History is complicated, because—thank goodness—we humans are complicated. Principle may have a sharp dividing line, as in the matter of owning another person as disposable property; but rare indeed is the individual who, over the course of a lifetime, can be reckoned to have been all good or bad, always correct or mistaken. The contentious and hard-won forging of the American republic from colonies under British rule, and the long decades of attempts to secure its freedom against foes both internal and external, present a record of enormous such complexity. Spannaus, whose personal research into Hamilton reaches back five decades, leads us through the fight against slavery, from the colonial period up through the years leading into the Civil War. Through her voice and the nearly thirty-five pages of appendices, we are introduced to scarcely known anti-slavery intellectuals and efforts both activist and legislative to end the practice, and to the reactionary response from its promoters. Her careful and well-documented scholarship aids the reader in grasping the conditions and challenges faced at key points as the fight continued, now in one colony, now in another; later among the states.
But it is the role of Alexander Hamilton, and the legacy of his brilliant economic insight and achievement in setting a positive course for the new republic, carried forward by key individuals up into the Lincoln administration, that deserves study by anyone today looking to blaze a successful path out the wreckage of the current western, financial-speculation-driven economic system. The fundamental divide between Hamilton and Jefferson on the matter of production, which Spannaus makes clear, resonates loudly in today’s battles between those who would denigrate and demolish the industrial foundation of modern society, and those insisting on a new wave of industrialization globally, to meet society’s present needs and future prospects.

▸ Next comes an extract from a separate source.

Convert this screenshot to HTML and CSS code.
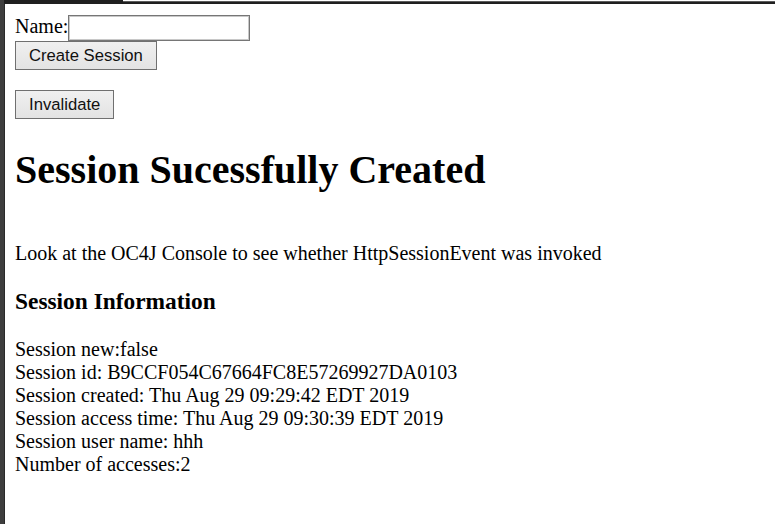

In fact, African voices of reason today are demanding their right to modern technology, science, infrastructure, and education, in opposition to the “green,” “decarbonized,” “naturizing” plans concocted by a northern elite.
While Hamilton had been preceded by such as Benjamin Franklin in noting the destructive economic effects of slavery, his own experience in the Caribbean and his development into early maturity shaped his unequivocal view:
Were not the disadvantages of slavery too obvious to stand in need of it, I might enumerate and describe the tedious train of calamities inseparable from it. I might show that it is fatal to religion and morality; that it tends to debase the mind, and corrupt its noblest springs of action. I might show that it relaxes the sinews of industry, clips the wings of commerce, and introduces misery and indigence in every shape.
The quote is telling for those who have studied his economics, in which lies a key to comprehending a true science of economics rather than merely adopting or defending an ideological opinion. For Hamilton, as Spannaus elaborates, the “noblest springs of action” lie in the innate creative potential of the mind, that which discovers a new principle, which, applied through invention, may provide universal benefit. The various propositions in which the source of wealth is posited in the land, hard labor, Adam Smith’s “buy cheap, sell dear” calculus, and so forth, lose any semblance of rationality when placed in Hamilton’s comprehensive context of human development.
A Guide for Today
Spannaus concludes her thesis by offering three proposals “for the thinking American citizenry” in her final chapter, “Facing Slavery’s Legacy Today.” She advises: Get the history straight, get the economy straight, and restore a national purpose. Of the second she writes:
Slavery was, and is, an imperial economic and social system, and it cannot be wiped out without addressing the basic axioms of that system.… Claiming ownership of another human being is only the most extreme form of this system, which effectively dehumanizes all members of society.
She goes on to underline the individual’s essential creative potential as the basis of a successful economy, “establishing the conditions for that potential to flourish in community with others.” These comprise not only the means to meet physical needs, “they also involve providing education, social development and progress of all sorts.”
Defeating Slavery is thus a living history book for today, written in response to an ongoing effort to distort key features of the foundation and development of the United States. Spannaus writes clearly and directly, making the book accessible for high-school-age students, for whom it could certainly be a companion text book of great value.